Ce volume clôt la publication de la série des cours inédits donnés par Bergson au Collège de France. L'idée de temps fait suite au cours sur l'Idée de cause, et aborde la question qui est au cœur de toute la pensée de Bergson. Le programme est annoncé sans ambages dès le début de la première séance. «Nous aborderons deux problèmes : celui du temps et celui de la connaissance conceptuelle ; ils sont, comme nous le montrerons, intimement solidaires. Notre objectif principal est de déterminer la durée, d'en faire l'analyse, et, d'autre part, d'étudier les concepts et les idées. De l'étude de la durée, nous tirerons l'intelligence conceptuelle.» Et on est aussitôt dans le bain : «Prenons par exemple, une sensation représentative : la luminosité d'un objet. Pendant une seconde, je suis impressionné par quelque chose de relativement stable et fixe ; or, si j'analyse cette sensation, je découvre que ce qui paraissait homogène est un nombre indéfini de changements élémentaires…». Après ces deux leçons introductives, Bergson se met en quête de «la durée pure», et commence par montrer - l'idée fera fortune - que le temps spatialisé du sens commun et de la science, n'est pas le temps réel… Ce Cours est édité à partir des prises de notes d'un proche et des transcriptions commandées par Charles Péguy. R.M.

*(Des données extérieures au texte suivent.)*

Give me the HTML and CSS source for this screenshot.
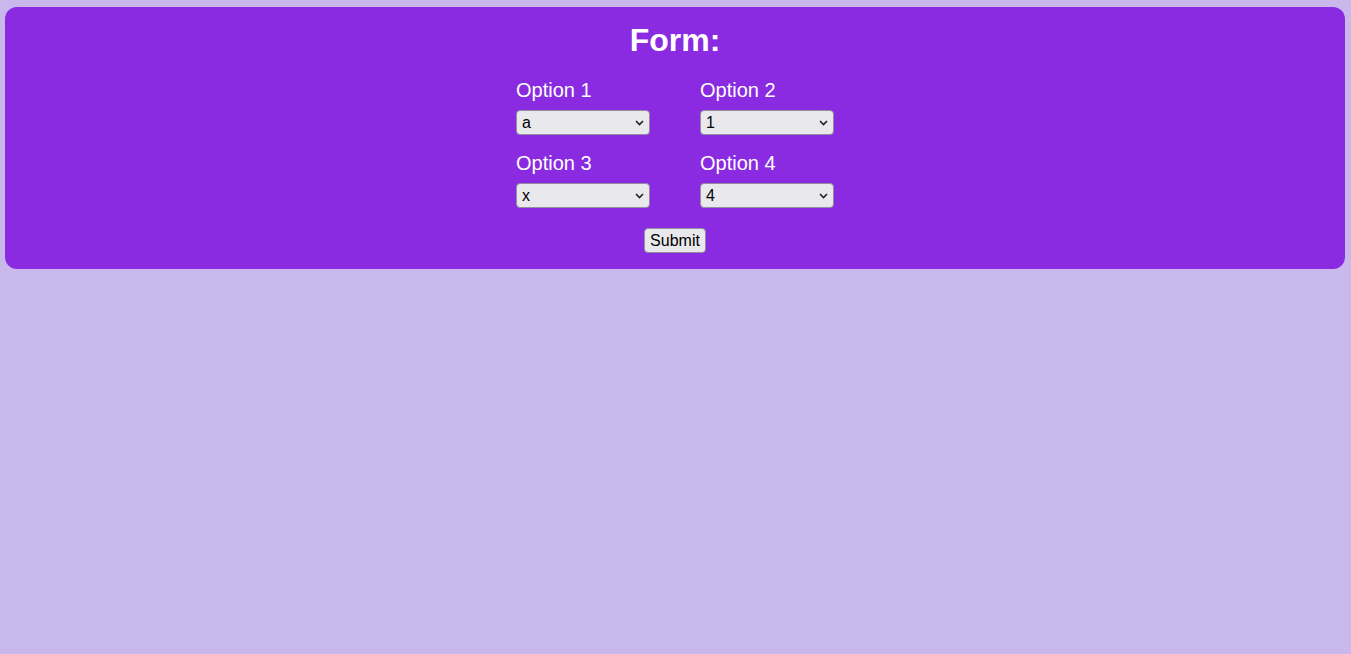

Gérard Bensussan Etre heureux ? Ce qui dépend de nous et ce qui n'en dépend pas

Qu'on ne s'attende pas à un petit volume de «développement personnel», offrant à la volée des «recettes du bonheur». Professeur émérite de philosophie à l'université de Strasbourg, longtemps chercheur aux Archives Husserl (ENS, Paris), spécialiste de Schelling, de Rosenzweig, Marx ou Levinas, Gérard Bensussan prend la question du bonheur au sérieux, en notant d'abord que si elle est attachée à la philosophie dès son aube (Epictète, Epicure, Aristote…) - dans sa différence marquée avec la question de la sophia, de la sagesse - elle a rarement été l'«objet d'une interrogation centrale chez bien des philosophes modernes». A partir de Kant, qui aurait marqué la rupture entre Anciens et Modernes, c'est-à-dire coupé le pont entre «connaissance et bonheur ou entre vertu et félicité», et établi que le bonheur n'est guère la destination de l'homme mais vraisemblablement un «but involontaire», Bensussan met à l'épreuve le lien qui attacherait le bonheur à l'espérance («Un jour peut-être serai-je heureux !»), et tente de savoir s'il peut se construire avec un matériau que l'on puiserait en soi-même, ou si les aléas, la «fortune», les circonstances extérieures sont déterminantes. Les stoïciens le disaient déjà, en conseillant de distinguer ce qui est en mon pouvoir de ce qui ne l'est pas. Oui, mais : «Le moi ne se laisse pas aussi facilement saisir et déterminer qu'on puisse dire sans frémir ni broncher : ceci dépend de moi, cela n'en dépend pas.» R.M.